Но тем не менее верно, что по мере того как освобождение от личных обязательств человека по отношению к человеку завершалось в течение XIX в., обязательства по отношению к государству все продолжали расти. Каждые десять лет они увеличивались в числе, разнообразии и количестве труда, требуемого государством от каждого гражданина. К концу XIX в. мы видим даже, что государство вновь берет себе право на принудительный труд. Оно налагает, например, на железнодорожных рабочих (недавний закон в Италии) обязательный труд в случае стачки; и это — не что иное, как прежний принудительный труд в пользу больших акционерных компаний, владеющих железными дорогами. А от железной дороги до рудника и от рудника до фабрики — не более чем один шаг. И раз будет признан предлог общественного блага или даже только общественной необходимости или общественной полезности, то нет более границ для власти государства.
Если с углекопами или со служащими железных дорог еще не обращаются, как с уличенными в государственной измене, каждый раз, как они начинают забастовку, и если их не вешают направо и налево, то это единственно потому, что необходимость в этом еще не чувствуется. Считают более удобным воспользоваться угрожающими жестами нескольких стачечников, чтобы расстрелять толпу в упор и послать вожаков на каторгу. Это делается теперь постоянно и в республиках, и в монархиях.
До сих пор довольствовались «добровольным подчинением». Но в тот день, когда почувствовали в Италии необходимость в этом или, вернее, страх такой необходимости, парламент не поколебался ни одной минуты голосовать карательный закон, хотя железные дороги в Италии остаются еще в руках частных компаний.
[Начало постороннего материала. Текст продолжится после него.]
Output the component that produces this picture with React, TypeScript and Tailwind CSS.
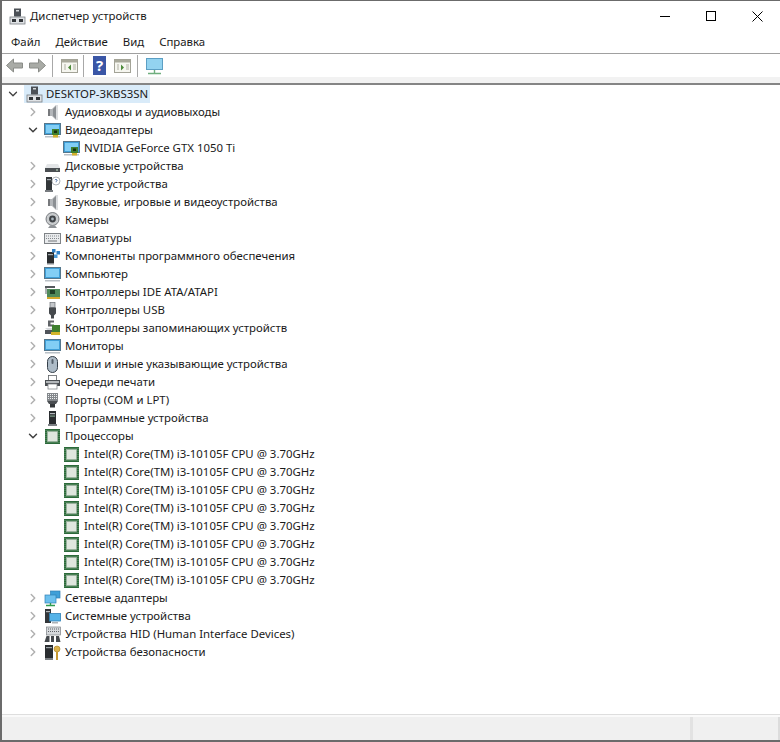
import type { ReactNode } from 'react'
import { ChevronRight, ChevronDown } from 'lucide-react'

const Svg = ({ children }: { children: ReactNode }) => (
  <svg width={17} height={17} viewBox="0 0 17 17" className="shrink-0">
    {children}
  </svg>
)

const Screen = () => (
  <>
    <rect x="0.5" y="1.5" width="16" height="11" fill="#3f9fd8" stroke="#55778c" />
    <rect x="2" y="3" width="13" height="8" fill="#82cef5" />
    <rect x="1" y="14" width="15" height="1.5" fill="#b9c0c6" />
  </>
)

const Speaker = () => (
  <>
    <path d="M4 5h4l4-4h1v15h-1l-4-4H4z" fill="#b3b6b9" />
    <path d="M9 5l3-3v13l-3-3z" fill="#8b8f93" />
    <path d="M4 5h2v7H4z" fill="#77797c" />
    <path d="M12 1h2v15h-2z" fill="#dcdee0" />
  </>
)

const icons: Record<string, ReactNode> = {
  computer: (
    <Svg>
      <rect x="5" y="0.5" width="7" height="8" fill="#4c5157" />
      <rect x="7" y="2" width="3" height="1.5" fill="#d4d8db" />
      <rect x="6" y="8" width="5" height="1" fill="#8d9296" />
      <rect x="1" y="9" width="15" height="7" fill="#dfe2e5" stroke="#7b8086" strokeWidth="0.8" />
      <rect x="3" y="11" width="4" height="3" fill="#33373b" />
      <rect x="10" y="11" width="4" height="3" fill="#33373b" />
    </Svg>
  ),
  speaker: <Svg><Speaker /></Svg>,
  monitor: <Svg><Screen /></Svg>,
  video: (
    <Svg>
      <Screen />
      <rect x="8" y="7" width="7" height="6" fill="#3f7f2f" />
      <rect x="10" y="8.5" width="3" height="2.5" fill="#16300f" />
      <rect x="9" y="13" width="5" height="2.5" fill="#d3b02c" />
    </Svg>
  ),
  disk: (
    <Svg>
      <path d="M3 6h11l2 4H1z" fill="#e3e5e7" />
      <rect x="1" y="10" width="15" height="4" fill="#4a4e52" />
      <rect x="12" y="11.5" width="2" height="1" fill="#c8e8c8" />
    </Svg>
  ),
  unknown: (
    <Svg>
      <rect x="2" y="1" width="6" height="13" fill="#33373a" />
      <rect x="3" y="3" width="4" height="1.2" fill="#a6abaf" />
      <rect x="1" y="14" width="8" height="2" fill="#777b7f" />
      <circle cx="12" cy="5" r="4" fill="#fff" stroke="#9aa0a5" strokeWidth="0.8" />
      <path d="M10.8 4q1.2-1.6 2.4 0q0 1.1-1.2 1.5v.8" fill="none" stroke="#5577aa" strokeWidth="0.9" />
    </Svg>
  ),
  camera: (
    <Svg>
      <circle cx="8.5" cy="7" r="6.5" fill="#c9ccce" stroke="#5f6368" strokeWidth="0.8" />
      <circle cx="8.5" cy="7" r="3.4" fill="#3f4347" />
      <circle cx="8.5" cy="7" r="1.4" fill="#a9b5bd" />
      <path d="M4 16h9l-2-2.5H6z" fill="#8e9296" />
    </Svg>
  ),
  keyboard: (
    <Svg>
      <rect x="0.5" y="3.5" width="16" height="10" fill="#e9ebed" stroke="#7f8387" />
      <path d="M2 6h13M2 8.5h13" stroke="#85898d" strokeWidth="1.2" strokeDasharray="1 1" />
      <path d="M4 11h9" stroke="#85898d" strokeWidth="1.2" />
    </Svg>
  ),
  software: (
    <Svg>
      <rect x="3" y="4" width="7" height="11" fill="#2a2d30" />
      <rect x="4" y="6" width="5" height="1.2" fill="#9fa5a9" />
      <rect x="8" y="1" width="3.5" height="3.5" fill="#2f7fc4" />
      <rect x="12.5" y="3" width="3.5" height="3.5" fill="#2f7fc4" />
      <rect x="10" y="6.5" width="3.5" height="3.5" fill="#4c9bd8" />
      <rect x="3" y="15" width="7" height="1.5" fill="#85898d" />
    </Svg>
  ),
  ide: (
    <Svg>
      <rect x="1" y="2" width="10" height="2" fill="#55595d" />
      <rect x="1" y="4" width="2" height="6" fill="#aeb2b5" />
      <rect x="3" y="5" width="13" height="8" fill="#4f8a5a" />
      <rect x="6" y="6" width="5" height="4" fill="#1f3f28" />
      <rect x="3" y="13" width="13" height="2" fill="#d3a92c" />
    </Svg>
  ),
  usb: (
    <Svg>
      <rect x="6" y="0.5" width="5" height="5" fill="#c4c7ca" stroke="#6c7075" strokeWidth="0.7" />
      <path d="M5 5.5h7v6l-2 2v3H7v-3l-2-2z" fill="#45494d" />
    </Svg>
  ),
  storage: (
    <Svg>
      <path d="M4 0.5h6v2H6.5v2H10v2H4z" fill="#5f6367" />
      <path d="M1 8h9l3 2.5H4z" fill="#d4d7da" />
      <rect x="1" y="10" width="8" height="4" fill="#50545a" />
      <rect x="8" y="5" width="8" height="7" fill="#3f7f2f" />
      <rect x="7" y="12" width="9" height="3" fill="#d3b52c" />
    </Svg>
  ),
  mouse: (
    <Svg>
      <rect x="3.5" y="0.5" width="10" height="16" rx="5" fill="#adbbc7" stroke="#343e48" />
      <rect x="7.5" y="3" width="2" height="5" rx="1" fill="#55606b" />
    </Svg>
  ),
  printer: (
    <Svg>
      <rect x="4.5" y="1.5" width="8" height="5" fill="#fff" stroke="#5f6367" strokeWidth="0.8" />
      <path d="M1 6h15v6H1z" fill="#4a4e52" />
      <rect x="2" y="7" width="13" height="2" fill="#b3b7ba" />
      <rect x="4" y="10" width="9" height="5" fill="#fff" stroke="#85898d" strokeWidth="0.8" />
    </Svg>
  ),
  port: (
    <Svg>
      <rect x="3" y="1" width="11" height="8" fill="#83878b" />
      <path d="M4 2.5h9M4 4.5h9M4 6.5h9" stroke="#eceef0" strokeDasharray="1 1" />
      <path d="M3 9h11l-2 3H5z" fill="#4a4e52" />
      <rect x="6" y="12" width="5" height="3.5" fill="#33373a" />
    </Svg>
  ),
  firmware: (
    <Svg>
      <rect x="5" y="1" width="7" height="13" fill="#2a2d30" />
      <rect x="6" y="3" width="5" height="1.2" fill="#b4b9bd" />
      <rect x="6" y="5.5" width="5" height="1.2" fill="#7fa08a" />
      <rect x="4" y="14" width="9" height="2" fill="#7d8185" />
    </Svg>
  ),
  cpu: (
    <Svg>
      <rect x="1" y="1" width="15" height="15" fill="#2c6a3a" />
      <path d="M1 2.5h15M1 4.5h15M1 6.5h15M1 8.5h15M1 10.5h15M1 12.5h15M1 14.5h15" stroke="#7aa582" strokeWidth="0.4" />
      <rect x="3.5" y="3.5" width="10" height="10" fill="#dfe6de" stroke="#9fb6a2" strokeWidth="0.7" />
    </Svg>
  ),
  network: (
    <Svg>
      <rect x="6.5" y="1" width="9.5" height="7" fill="#3f9fd8" stroke="#2e7fb5" strokeWidth="0.7" />
      <rect x="1" y="5" width="11" height="8" fill="#6cc0ee" stroke="#2e7fb5" strokeWidth="0.7" />
      <path d="M6.5 13v2M2 15.5h9" stroke="#2f9c50" strokeWidth="1.4" />
    </Svg>
  ),
  system: (
    <Svg>
      <rect x="1" y="1" width="6" height="14" fill="#33373a" />
      <rect x="2" y="3" width="4" height="1.2" fill="#b4b9bd" />
      <rect x="5.5" y="5.5" width="11" height="7.5" fill="#55b3e8" stroke="#2e7fb5" strokeWidth="0.8" />
      <rect x="8" y="14" width="6" height="1.5" fill="#aeb2b5" />
    </Svg>
  ),
  hid: (
    <Svg>
      <rect x="2.5" y="1" width="14" height="8" fill="#d6d9dc" stroke="#7b8085" strokeWidth="0.7" />
      <path d="M4 3h11M4 5.5h11" stroke="#5f6367" strokeDasharray="1 1" />
      <path d="M0.5 16l2-6h3v6zM7 16v-6h3v6zM12 16v-6h3l1.5 6z" fill="#44484c" />
    </Svg>
  ),
  security: (
    <Svg>
      <rect x="1" y="1" width="8" height="13" fill="#2a2d30" />
      <rect x="2" y="3" width="6" height="1.2" fill="#9fa5a9" />
      <rect x="1" y="14" width="8" height="2" fill="#7d8185" />
      <circle cx="13" cy="5" r="3" fill="#dcb24a" stroke="#a67d1f" strokeWidth="0.6" />
      <path d="M12 8h2v8h-2z" fill="#c99a32" />
    </Svg>
  ),
}

type Row = { label: string; icon: string; level: 0 | 1 | 2; open?: boolean }

const cpuName = 'Intel(R) Core(TM) i3-10105F CPU @ 3.70GHz'

const rows: Row[] = [
  { label: 'DESKTOP-3KBS3SN', icon: 'computer', level: 0, open: true },
  { label: 'Аудиовходы и аудиовыходы', icon: 'speaker', level: 1 },
  { label: 'Видеоадаптеры', icon: 'video', level: 1, open: true },
  { label: 'NVIDIA GeForce GTX 1050 Ti', icon: 'video', level: 2 },
  { label: 'Дисковые устройства', icon: 'disk', level: 1 },
  { label: 'Другие устройства', icon: 'unknown', level: 1 },
  { label: 'Звуковые, игровые и видеоустройства', icon: 'speaker', level: 1 },
  { label: 'Камеры', icon: 'camera', level: 1 },
  { label: 'Клавиатуры', icon: 'keyboard', level: 1 },
  { label: 'Компоненты программного обеспечения', icon: 'software', level: 1 },
  { label: 'Компьютер', icon: 'monitor', level: 1 },
  { label: 'Контроллеры IDE ATA/ATAPI', icon: 'ide', level: 1 },
  { label: 'Контроллеры USB', icon: 'usb', level: 1 },
  { label: 'Контроллеры запоминающих устройств', icon: 'storage', level: 1 },
  { label: 'Мониторы', icon: 'monitor', level: 1 },
  { label: 'Мыши и иные указывающие устройства', icon: 'mouse', level: 1 },
  { label: 'Очереди печати', icon: 'printer', level: 1 },
  { label: 'Порты (COM и LPT)', icon: 'port', level: 1 },
  { label: 'Программные устройства', icon: 'firmware', level: 1 },
  { label: 'Процессоры', icon: 'cpu', level: 1, open: true },
  ...Array.from({ length: 8 }, (): Row => ({ label: cpuName, icon: 'cpu', level: 2 })),
  { label: 'Сетевые адаптеры', icon: 'network', level: 1 },
  { label: 'Системные устройства', icon: 'system', level: 1 },
  { label: 'Устройства HID (Human Interface Devices)', icon: 'hid', level: 1 },
  { label: 'Устройства безопасности', icon: 'security', level: 1 },
]

function TreeRow({ row }: { row: Row }) {
  const Chevron = row.open ? ChevronDown : ChevronRight
  if (row.level === 0) {
    return (
      <div className="flex h-[18px] items-center pl-[4px]">
        <Chevron size={14} strokeWidth={2.25} className="shrink-0 text-[#404040]" />
        <div className="ml-[4px] flex h-[18px] w-[126px] items-center bg-[#d9ebf9] pl-[2px]">
          {icons[row.icon]}
          <span className="ml-[3px] whitespace-nowrap">{row.label}</span>
        </div>
      </div>
    )
  }
  if (row.level === 2) {
    return (
      <div className="flex h-[18px] items-center pl-[61px]">
        {icons[row.icon]}
        <span className="ml-[4px] whitespace-nowrap">{row.label}</span>
      </div>
    )
  }
  return (
    <div className="flex h-[18px] items-center pl-[24px]">
      <Chevron
        size={14}
        strokeWidth={2.5}
        className={`shrink-0 ${row.open ? 'text-[#404040]' : 'text-[#b0b0b0]'}`}
      />
      <div className="ml-[4px] flex items-center">
        {icons[row.icon]}
        <span className="ml-[4px] whitespace-nowrap">{row.label}</span>
      </div>
    </div>
  )
}

const Divider = () => <div className="h-[22px] w-px bg-[#a8a8a8]" />

const PaneIcon = ({ arrow }: { arrow: 'left' | 'right' }) => (
  <svg width="17" height="16" viewBox="0 0 17 16">
    <rect x="0.5" y="1.5" width="16" height="13" fill="#f6f6f0" stroke="#a3a397" />
    <rect x="1" y="2" width="15" height="2.5" fill="#a9a99b" />
    <path d="M3 7h2M3 9h2M3 11h2M12 7h3M12 9h3M12 11h3" stroke="#b0b0a4" />
    {arrow === 'left' ? <path d="M10 6.5l-3 3 3 3z" fill="#4d8a3a" /> : <path d="M7 6.5l3 3-3 3z" fill="#4d8a3a" />}
  </svg>
)

export default function App() {
  return (
    <div className="flex h-[742px] w-[780px] flex-col overflow-hidden border-l-2 border-t border-[#6b6b6b] bg-white font-['Noto_Sans','Open_Sans',sans-serif] text-[11.4px] leading-none text-[#1a1a1a]">
      <div className="flex h-[30px] items-center pl-[6px]">
        <div className="flex w-[18px] justify-center">{icons.computer}</div>
        <span className="ml-[4px]">Диспетчер устройств</span>
        <div className="ml-auto flex items-center">
          <div className="flex h-[30px] w-[46px] items-center justify-center">
            <div className="h-px w-[10px] bg-black" />
          </div>
          <div className="flex h-[30px] w-[46px] items-center justify-center">
            <div className="h-[10px] w-[10px] border border-black" />
          </div>
          <div className="flex h-[30px] w-[46px] items-center justify-center">
            <svg width="11" height="11" viewBox="0 0 11 11">
              <path d="M0.5 0.5l10 10M10.5 0.5l-10 10" stroke="#000" />
            </svg>
          </div>
        </div>
      </div>
      <div className="flex h-[23px] items-center gap-[15px] border-b border-[#a0a0a0] pl-[9px]">
        <span>Файл</span>
        <span>Действие</span>
        <span>Вид</span>
        <span>Справка</span>
      </div>
      <div className="flex h-[23px] items-center pl-[4px]">
        <svg width="17" height="15" viewBox="0 0 17 15">
          <path d="M0.5 7.5l7-6.5v4h9v5h-9v4z" fill="#a9aba6" stroke="#8a8c88" />
        </svg>
        <svg width="17" height="15" viewBox="0 0 17 15" className="ml-[6px]">
          <path d="M16.5 7.5l-7-6.5v4h-9v5h9v4z" fill="#a9aba6" stroke="#8a8c88" />
        </svg>
        <div className="ml-[6px]"><Divider /></div>
        <div className="ml-[8px]"><PaneIcon arrow="left" /></div>
        <div className="ml-[5px]"><Divider /></div>
        <div className="ml-[9px] flex h-[19px] w-[13px] items-center justify-center bg-[#3a56a6] text-[15px] font-bold text-white">?</div>
        <div className="ml-[8px]"><PaneIcon arrow="right" /></div>
        <div className="ml-[6px]"><Divider /></div>
        <svg width="17" height="18" viewBox="0 0 17 18" className="ml-[8px]">
          <rect x="0.5" y="1.5" width="16" height="11" fill="#93d3f0" stroke="#5c9fc4" />
          <path d="M8.5 13v3M2 16.5h13" stroke="#6fae7e" strokeWidth="1.4" />
        </svg>
      </div>
      <div className="h-[6px] bg-[#f2f2f2]" />
      <div className="flex-1 border-t-2 border-[#858585]">
        {rows.map((row, i) => (
          <TreeRow key={i} row={row} />
        ))}
      </div>
      <div className="h-[3px] border-t border-[#dedede] bg-[#fafafa]" />
      <div className="flex h-[25px] border-b-2 border-[#6b6b6b] bg-[#f0f0f0]">
        <div className="w-[691px] border-r-[3px] border-[#e2e2e2]" />
        <div className="flex-1 border-r-2 border-[#dcdcdc]" />
      </div>
    </div>
  )
}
Для «себя», во имя «общественного блага» государство, конечно, не поколеблется сделать даже с большей суровостью то, что оно уже сделало для своих любимцев, для акционерных компаний. Оно уже сделало это в России. А в Испании оно доходит даже до пыток, чтобы охранять монополистов. Действительно, после ужасных пыток, применявшихся в 1907 г. в Монтжуйской тюрьме, пытка стала снова в Испании учреждением на пользу нынешних любимцев государства — владетельных финансистов.
Мы идем так быстро в этом направлении, и вторая половина XIX века, воодушевленная тем, что подсказывали привилегированные фавориты правительства, так далеко зашла в направлении централизации, что если мы не примем мер предосторожности, то в скором времени мы увидим, что стачечников и забастовщиков и всех недовольных не только будут расстреливать как мятежников и грабителей, но будут гильотинировать или ссылать в болотистые, вредные для здоровья места в какой-нибудь колонии только за то, что они не выполнили общественной службы.
Так делают в армии и так будут делать в рудниках. Консерваторы уже громко требовали этого в Англии.
Вообще, не надо обманываться. Два великих движения, два больших течения мысли и действия характеризовали XIX век. С одной стороны, мы видели борьбу против всех следов древнего рабства. Мало того что армии первой французской республики прошли через всю Европу, уничтожая крепостное право, но когда эти армии были изгнаны из стран, которые они освободили, и когда там было восстановлено крепостное право, то оно не могло продержаться долго. Веянье революции 1848 г. унесло его окончательно из Западной Европы; а в 1861 г. оно, как мы знаем, было уничтожено в России и 17 лет спустя на Балканах.
Более того. В каждой нации человек работал для утверждения своих прав на личную свободу. Он освободился от предрассудков относительно дворянства, королевской власти и высших классов: и путем тысячи и тысячи маленьких восстаний, произведенных в каждом углу Европы, человек утвердил, посредством созданных им же обычаев, свое право считаться свободным.
С другой стороны, все умственное движение века: поэзия, роман, драма, как только они перестали быть простой забавой для праздных, носили тот же характер. Беря Францию, вспомним о Викторе Гюго, о Евгении Сю в его «Тайнах народа» («Mysteres du peuple»), Александре Дюма (отце, конечно) в его истории Франции, написанной в романах, о Жорж Занде и т.д.; далее, о великих конспираторах Барбесе и Бланки, об историках, как Огюстен Тьерри, Сисмонди, Мишле, о публицистах, как П. Л. Куррье; наконец, о реформаторах-социалистах: Сен-Симоне, Фурье, Консидеране, Луи Блане и Прудоне и, наконец, об основателе позитивной философии Опосте Конте. Все они выразили в литературе движение мысли, которое происходило в каждом углу Франции, в каждой семье, в каждом мыслящем человеке, чтобы освободить человека от нравов и обычаев, оставшихся от эпохи личной власти человека над человеком. И что происходило во Франции, происходило везде, более или менее, чтобы освободить человека, женщину, ребенка от обычаев и идей, установленных веками рабства.
Но рядом с этим великим освободительным движением развивалось в то же время и другое, которое, к несчастью, также вело свое происхождение от Великой Революции. Оно имело своею целью — развить всемогущество государства во имя неопределенного, двусмысленного выражения, которое открывало дверь не только всем лучшим намерениям, но также и тщеславию и вероломству — во имя общественного блага.